>> BEGIN
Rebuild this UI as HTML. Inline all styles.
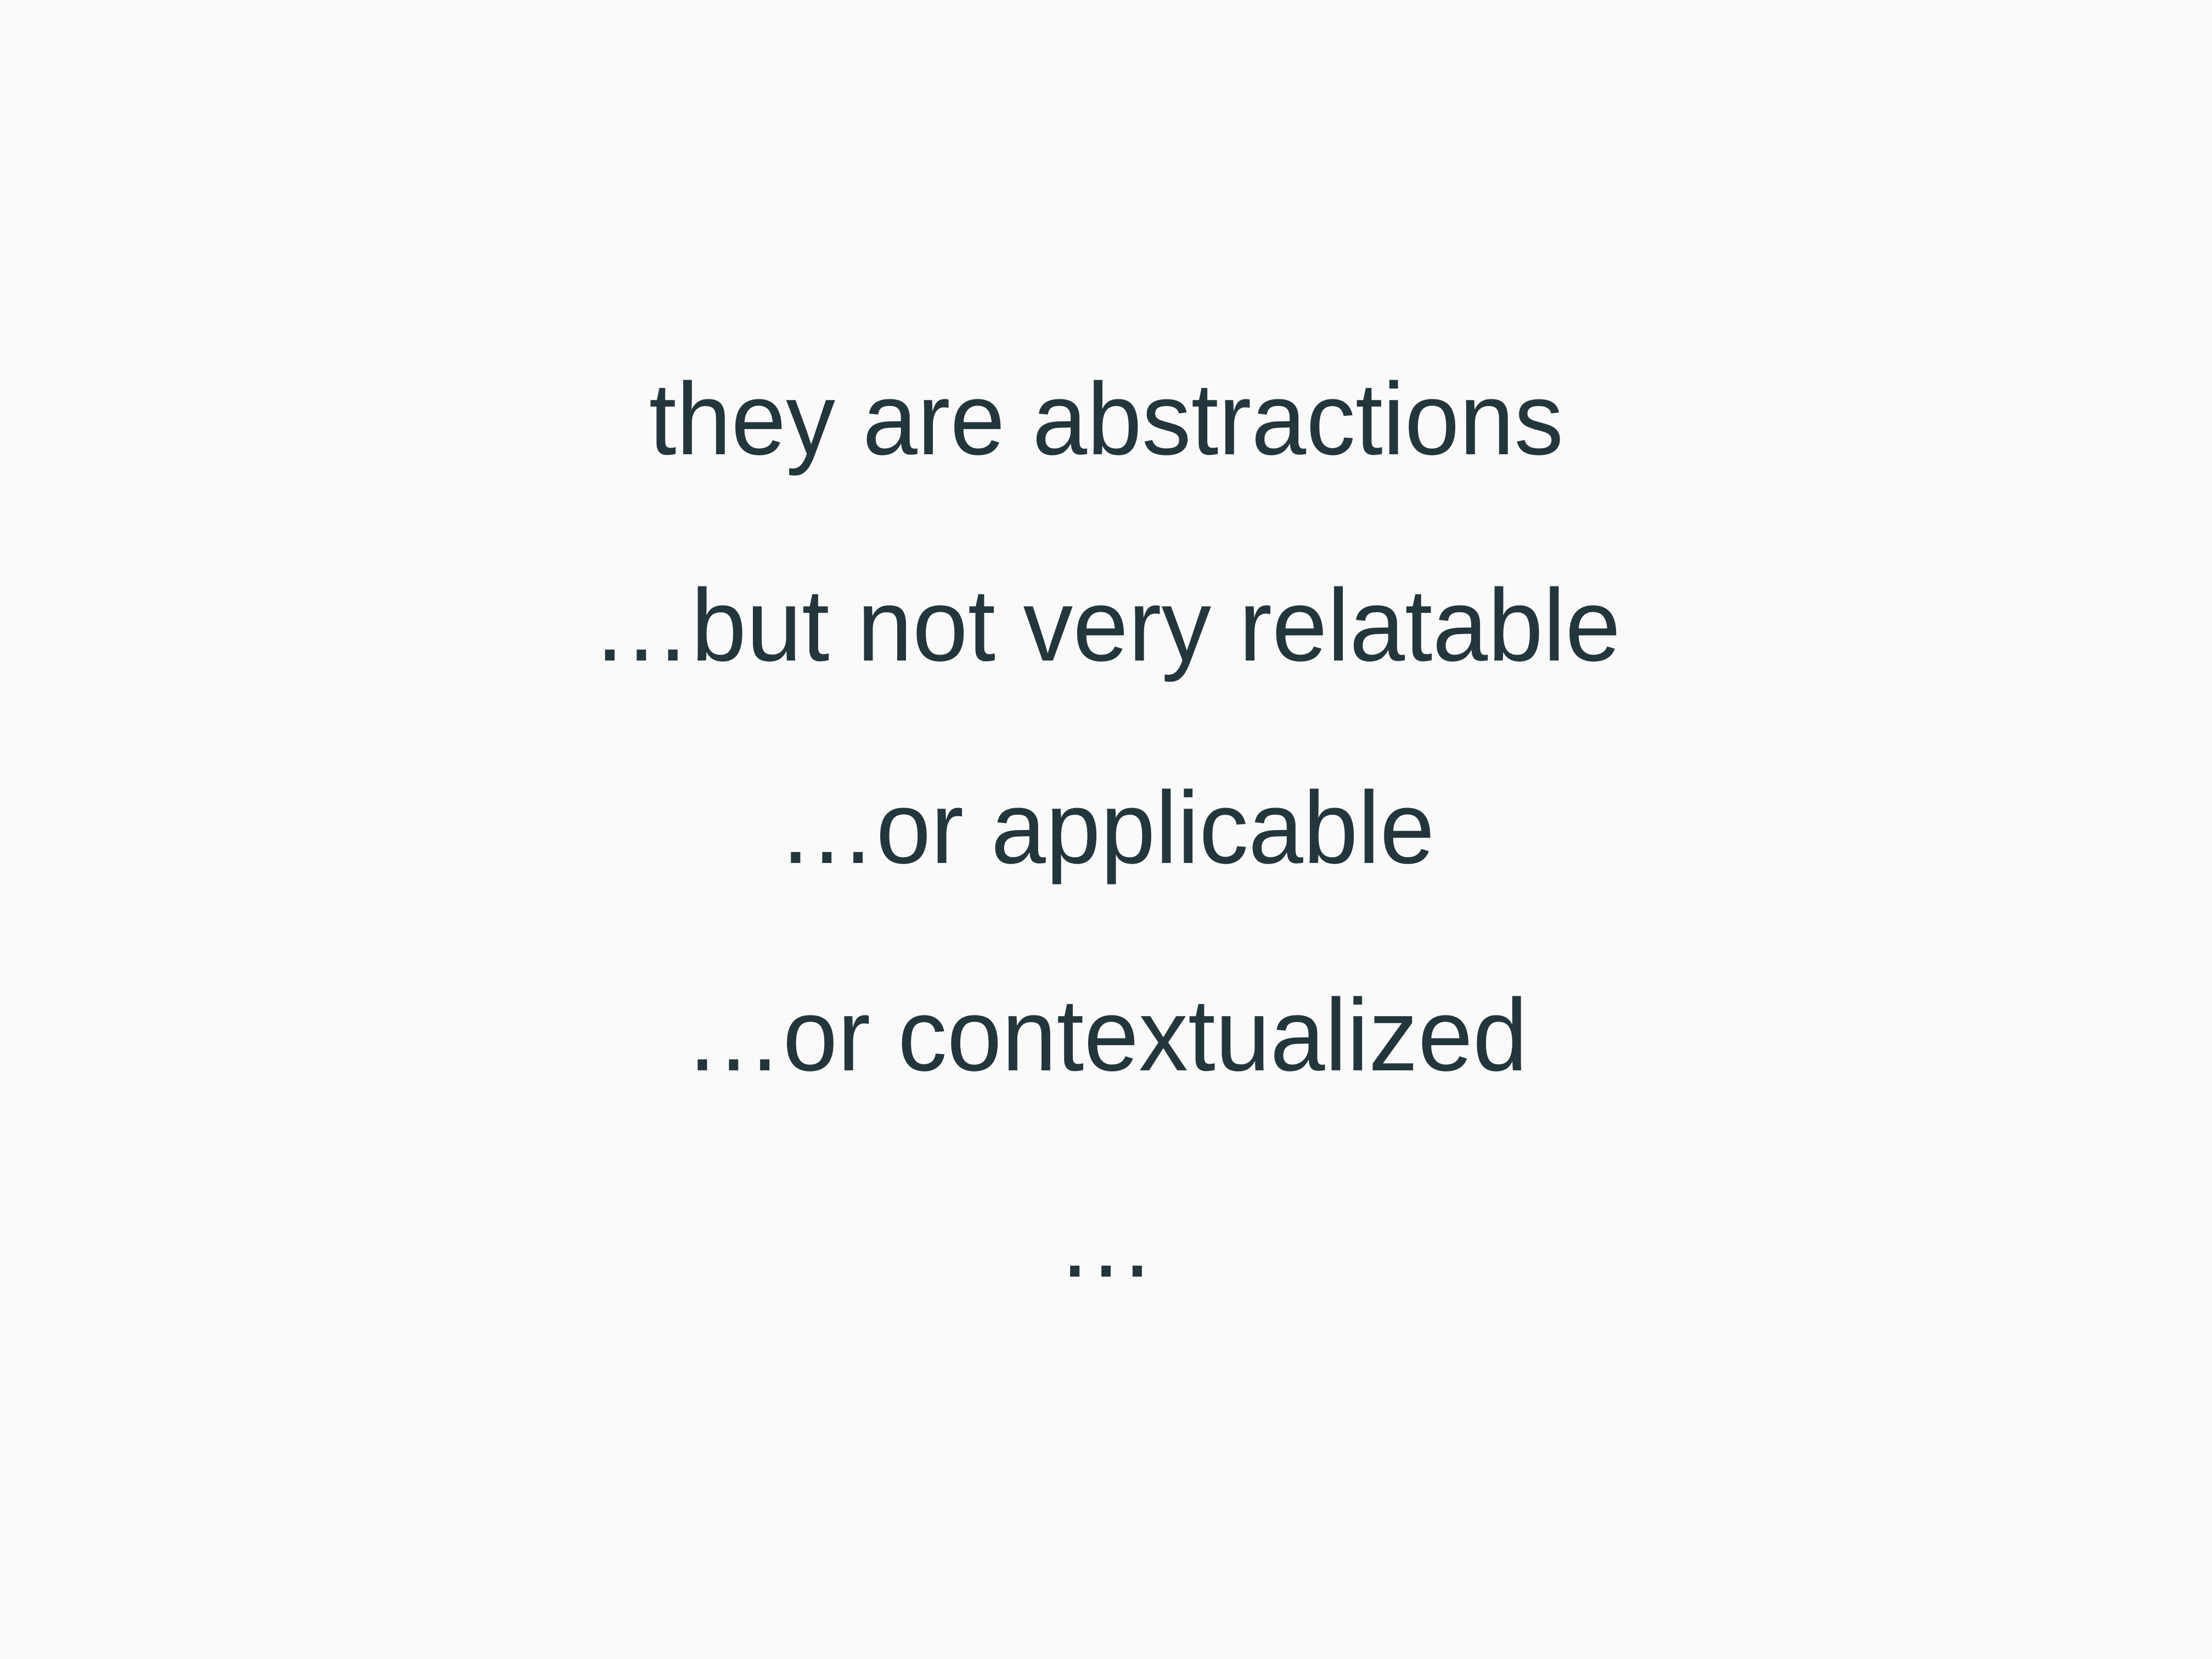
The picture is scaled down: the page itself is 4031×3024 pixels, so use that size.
<!DOCTYPE html>
<html><head><meta charset="utf-8"><style>
html,body{margin:0;padding:0;background:#fafafa;}
body{width:4031px;height:3024px;position:relative;overflow:hidden;}
.l{position:absolute;left:0;width:4031px;text-align:center;font-family:"Liberation Sans",sans-serif;font-size:187px;line-height:187px;height:187px;color:#23363b;white-space:nowrap;}
.l span{display:inline-block;transform:scaleX(0.96);transform-origin:center;}
</style></head><body>
<div class="l" style="top:670px"><span>they are abstractions</span></div>
<div class="l" style="top:1046px"><span style="transform:scaleX(0.97)">…but not very relatable</span></div>
<div class="l" style="top:1415px"><span>…or applicable</span></div>
<div class="l" style="top:1793px"><span>…or contextualized</span></div>
<div class="l" style="top:2169px"><span>…</span></div>
</body></html>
>> END
Task to complete => In the listing above, find the line with "The picture is" and set down that line and all after it exactly, through the final line.

Exercise output =>
The picture is scaled down: the page itself is 4031×3024 pixels, so use that size.
<!DOCTYPE html>
<html><head><meta charset="utf-8"><style>
html,body{margin:0;padding:0;background:#fafafa;}
body{width:4031px;height:3024px;position:relative;overflow:hidden;}
.l{position:absolute;left:0;width:4031px;text-align:center;font-family:"Liberation Sans",sans-serif;font-size:187px;line-height:187px;height:187px;color:#23363b;white-space:nowrap;}
.l span{display:inline-block;transform:scaleX(0.96);transform-origin:center;}
</style></head><body>
<div class="l" style="top:670px"><span>they are abstractions</span></div>
<div class="l" style="top:1046px"><span style="transform:scaleX(0.97)">…but not very relatable</span></div>
<div class="l" style="top:1415px"><span>…or applicable</span></div>
<div class="l" style="top:1793px"><span>…or contextualized</span></div>
<div class="l" style="top:2169px"><span>…</span></div>
</body></html>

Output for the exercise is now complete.